Task description = Restate the data word for word and leave the images out.

--- Information provided ---

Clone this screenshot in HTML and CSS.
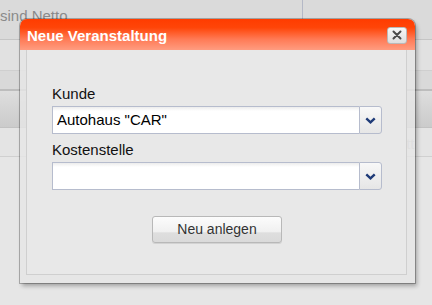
FILE: index.html
```html
<!DOCTYPE html>
<html lang="de">
<head>
<meta charset="utf-8">
<title>Neue Veranstaltung</title>
<link rel="stylesheet" href="styles.css">
</head>
<body>
<div class="page">
  <div class="topbar">
    <div class="tb-left"><span class="hint">sind Netto</span></div>
    <div class="tb-right"></div>
  </div>
  <div class="row r1"></div>
  <div class="row r2"></div>
  <div class="row r3"></div>
  <div class="row r4"><span class="colhead">Netto</span></div>
  <div class="row r5"></div>
</div>

<div class="window">
  <div class="win-header">
    <span class="win-title">Neue Veranstaltung</span>
    <button class="win-close" type="button" aria-label="Schließen">
      <svg width="10" height="10" viewBox="0 0 10 10"><path d="M1.5 1.5 L8.5 8.5 M8.5 1.5 L1.5 8.5" stroke="#4a4a4a" stroke-width="2" stroke-linecap="round" fill="none"/></svg>
    </button>
  </div>
  <div class="win-body">
    <div class="panel">
      <label class="field-label">Kunde</label>
      <div class="combo">
        <div class="combo-input">Autohaus "CAR"</div>
        <div class="combo-trigger">
          <svg width="11" height="7" viewBox="0 0 11 7"><path d="M1.3 1.3 L5.5 5.3 L9.7 1.3" stroke="#1f3b78" stroke-width="2.4" fill="none"/></svg>
        </div>
      </div>
      <label class="field-label">Kostenstelle</label>
      <div class="combo">
        <div class="combo-input"></div>
        <div class="combo-trigger">
          <svg width="11" height="7" viewBox="0 0 11 7"><path d="M1.3 1.3 L5.5 5.3 L9.7 1.3" stroke="#1f3b78" stroke-width="2.4" fill="none"/></svg>
        </div>
      </div>
      <div class="actions">
        <button class="btn" type="button">Neu anlegen</button>
      </div>
    </div>
  </div>
</div>
</body>
</html>
```
FILE: styles.css
```css
html, body {
  margin: 0;
  padding: 0;
}
body {
  width: 432px;
  height: 305px;
  overflow: hidden;
  position: relative;
  background: #e6e6e6;
  font-family: "Liberation Sans", Arial, sans-serif;
}

/* background page */
.page {
  display: flex;
  flex-direction: column;
}
.topbar {
  height: 39px;
  display: flex;
  background: #dadada;
  border-bottom: 1px solid #c5c5c5;
}
.tb-left {
  width: 302px;
  border-right: 1px solid #b4b8c6;
  overflow: hidden;
}
.tb-right {
  flex: 1;
}
.hint {
  display: block;
  margin-left: 0;
  padding-top: 7px;
  font-size: 15px;
  line-height: 17px;
  color: #8a8a8a;
  white-space: nowrap;
}
.row {
  flex: none;
}
.r1 {
  height: 30px;
  background: #e1e1e1;
  border-bottom: 1px solid #cfcfcf;
}
.r2 {
  height: 18px;
  background: #d9d9d9;
  border-bottom: 2px solid #bdbdbd;
}
.r3 {
  height: 36px;
  background: linear-gradient(#dedede, #cbcbcb);
  border-bottom: 1px solid #c2c2c2;
}
.r4 {
  height: 28px;
  background: #e4e4e4;
  border-bottom: 1px solid #d0d0d0;
  padding-left: 387px;
}
.colhead {
  display: block;
  width: 28px;
  overflow: hidden;
  padding-top: 7px;
  font-size: 15px;
  line-height: 17px;
  color: #c2c2c2;
  white-space: nowrap;
}
.r5 {
  height: 150px;
  background: #e6e6e6;
}

/* dialog window */
.window {
  position: absolute;
  left: 20px;
  top: 19px;
  width: 395px;
  height: 264px;
  border-radius: 7px 7px 0 0;
  overflow: hidden;
  display: flex;
  flex-direction: column;
  background: rgba(230, 230, 230, 0.8);
  box-shadow: 0 0 0 1px rgba(0, 0, 0, 0.25), 2px 3px 4px rgba(0, 0, 0, 0.3);
}
.win-header {
  flex: none;
  height: 31px;
  box-sizing: border-box;
  display: flex;
  align-items: center;
  padding: 1px 8px 0 7px;
  background: linear-gradient(#ff3c00 0%, #ff4508 28%, #ff7a55 65%, #ff9c80 100%);
}
.win-title {
  font-size: 15px;
  line-height: 17px;
  font-weight: bold;
  color: #ffffff;
  white-space: nowrap;
}
.win-close {
  margin-left: auto;
  width: 20px;
  height: 17px;
  padding: 0;
  box-sizing: border-box;
  border: 1px solid #b9b9b9;
  border-radius: 3px;
  background: linear-gradient(#f7f7f7, #dedede);
  display: flex;
  align-items: center;
  justify-content: center;
}
.win-body {
  flex: 1;
  display: flex;
  padding: 0 8px 8px 6px;
}
.panel {
  flex: 1;
  background: #e8e8e8;
  border: 1px solid #cfcfcf;
  border-top: none;
  padding: 35px 24px 0 25px;
}
.field-label {
  display: block;
  font-size: 15px;
  line-height: 17px;
  color: #111;
  margin-bottom: 4px;
}
.combo {
  display: flex;
  height: 28px;
  margin-bottom: 7px;
}
.combo-input {
  flex: 1;
  box-sizing: border-box;
  border: 1px solid #b6bccd;
  border-right: none;
  background: linear-gradient(#ececec 0, #ffffff 4px);
  padding: 0 4px;
  font-size: 15px;
  line-height: 26px;
  color: #000;
  white-space: nowrap;
}
.combo-trigger {
  width: 23px;
  box-sizing: border-box;
  border: 1px solid #b6bccd;
  border-radius: 0 3px 3px 0;
  background: linear-gradient(#f8f8f8, #e6e6e6);
  display: flex;
  align-items: center;
  justify-content: center;
}
.actions {
  padding-top: 19px;
}
.btn {
  display: block;
  margin: 0 auto;
  width: 130px;
  height: 27px;
  box-sizing: border-box;
  border: 1px solid #b8b8b8;
  border-radius: 3px;
  background: linear-gradient(#fcfcfc 0%, #f0f0f0 60%, #dedede 63%, #dadada 100%);
  box-shadow: 0 1px 0 #d2d2d2;
  font-family: "Liberation Sans", Arial, sans-serif;
  font-size: 14px;
  line-height: 25px;
  padding: 0;
  color: #333;
}
```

---

Reply to the exercise =
Clone this screenshot in HTML and CSS.
FILE: index.html
```html
<!DOCTYPE html>
<html lang="de">
<head>
<meta charset="utf-8">
<title>Neue Veranstaltung</title>
<link rel="stylesheet" href="styles.css">
</head>
<body>
<div class="page">
  <div class="topbar">
    <div class="tb-left"><span class="hint">sind Netto</span></div>
    <div class="tb-right"></div>
  </div>
  <div class="row r1"></div>
  <div class="row r2"></div>
  <div class="row r3"></div>
  <div class="row r4"><span class="colhead">Netto</span></div>
  <div class="row r5"></div>
</div>

<div class="window">
  <div class="win-header">
    <span class="win-title">Neue Veranstaltung</span>
    <button class="win-close" type="button" aria-label="Schließen">
      <svg width="10" height="10" viewBox="0 0 10 10"><path d="M1.5 1.5 L8.5 8.5 M8.5 1.5 L1.5 8.5" stroke="#4a4a4a" stroke-width="2" stroke-linecap="round" fill="none"/></svg>
    </button>
  </div>
  <div class="win-body">
    <div class="panel">
      <label class="field-label">Kunde</label>
      <div class="combo">
        <div class="combo-input">Autohaus "CAR"</div>
        <div class="combo-trigger">
          <svg width="11" height="7" viewBox="0 0 11 7"><path d="M1.3 1.3 L5.5 5.3 L9.7 1.3" stroke="#1f3b78" stroke-width="2.4" fill="none"/></svg>
        </div>
      </div>
      <label class="field-label">Kostenstelle</label>
      <div class="combo">
        <div class="combo-input"></div>
        <div class="combo-trigger">
          <svg width="11" height="7" viewBox="0 0 11 7"><path d="M1.3 1.3 L5.5 5.3 L9.7 1.3" stroke="#1f3b78" stroke-width="2.4" fill="none"/></svg>
        </div>
      </div>
      <div class="actions">
        <button class="btn" type="button">Neu anlegen</button>
      </div>
    </div>
  </div>
</div>
</body>
</html>
```
FILE: styles.css
```css
html, body {
  margin: 0;
  padding: 0;
}
body {
  width: 432px;
  height: 305px;
  overflow: hidden;
  position: relative;
  background: #e6e6e6;
  font-family: "Liberation Sans", Arial, sans-serif;
}

/* background page */
.page {
  display: flex;
  flex-direction: column;
}
.topbar {
  height: 39px;
  display: flex;
  background: #dadada;
  border-bottom: 1px solid #c5c5c5;
}
.tb-left {
  width: 302px;
  border-right: 1px solid #b4b8c6;
  overflow: hidden;
}
.tb-right {
  flex: 1;
}
.hint {
  display: block;
  margin-left: 0;
  padding-top: 7px;
  font-size: 15px;
  line-height: 17px;
  color: #8a8a8a;
  white-space: nowrap;
}
.row {
  flex: none;
}
.r1 {
  height: 30px;
  background: #e1e1e1;
  border-bottom: 1px solid #cfcfcf;
}
.r2 {
  height: 18px;
  background: #d9d9d9;
  border-bottom: 2px solid #bdbdbd;
}
.r3 {
  height: 36px;
  background: linear-gradient(#dedede, #cbcbcb);
  border-bottom: 1px solid #c2c2c2;
}
.r4 {
  height: 28px;
  background: #e4e4e4;
  border-bottom: 1px solid #d0d0d0;
  padding-left: 387px;
}
.colhead {
  display: block;
  width: 28px;
  overflow: hidden;
  padding-top: 7px;
  font-size: 15px;
  line-height: 17px;
  color: #c2c2c2;
  white-space: nowrap;
}
.r5 {
  height: 150px;
  background: #e6e6e6;
}

/* dialog window */
.window {
  position: absolute;
  left: 20px;
  top: 19px;
  width: 395px;
  height: 264px;
  border-radius: 7px 7px 0 0;
  overflow: hidden;
  display: flex;
  flex-direction: column;
  background: rgba(230, 230, 230, 0.8);
  box-shadow: 0 0 0 1px rgba(0, 0, 0, 0.25), 2px 3px 4px rgba(0, 0, 0, 0.3);
}
.win-header {
  flex: none;
  height: 31px;
  box-sizing: border-box;
  display: flex;
  align-items: center;
  padding: 1px 8px 0 7px;
  background: linear-gradient(#ff3c00 0%, #ff4508 28%, #ff7a55 65%, #ff9c80 100%);
}
.win-title {
  font-size: 15px;
  line-height: 17px;
  font-weight: bold;
  color: #ffffff;
  white-space: nowrap;
}
.win-close {
  margin-left: auto;
  width: 20px;
  height: 17px;
  padding: 0;
  box-sizing: border-box;
  border: 1px solid #b9b9b9;
  border-radius: 3px;
  background: linear-gradient(#f7f7f7, #dedede);
  display: flex;
  align-items: center;
  justify-content: center;
}
.win-body {
  flex: 1;
  display: flex;
  padding: 0 8px 8px 6px;
}
.panel {
  flex: 1;
  background: #e8e8e8;
  border: 1px solid #cfcfcf;
  border-top: none;
  padding: 35px 24px 0 25px;
}
.field-label {
  display: block;
  font-size: 15px;
  line-height: 17px;
  color: #111;
  margin-bottom: 4px;
}
.combo {
  display: flex;
  height: 28px;
  margin-bottom: 7px;
}
.combo-input {
  flex: 1;
  box-sizing: border-box;
  border: 1px solid #b6bccd;
  border-right: none;
  background: linear-gradient(#ececec 0, #ffffff 4px);
  padding: 0 4px;
  font-size: 15px;
  line-height: 26px;
  color: #000;
  white-space: nowrap;
}
.combo-trigger {
  width: 23px;
  box-sizing: border-box;
  border: 1px solid #b6bccd;
  border-radius: 0 3px 3px 0;
  background: linear-gradient(#f8f8f8, #e6e6e6);
  display: flex;
  align-items: center;
  justify-content: center;
}
.actions {
  padding-top: 19px;
}
.btn {
  display: block;
  margin: 0 auto;
  width: 130px;
  height: 27px;
  box-sizing: border-box;
  border: 1px solid #b8b8b8;
  border-radius: 3px;
  background: linear-gradient(#fcfcfc 0%, #f0f0f0 60%, #dedede 63%, #dadada 100%);
  box-shadow: 0 1px 0 #d2d2d2;
  font-family: "Liberation Sans", Arial, sans-serif;
  font-size: 14px;
  line-height: 25px;
  padding: 0;
  color: #333;
}
```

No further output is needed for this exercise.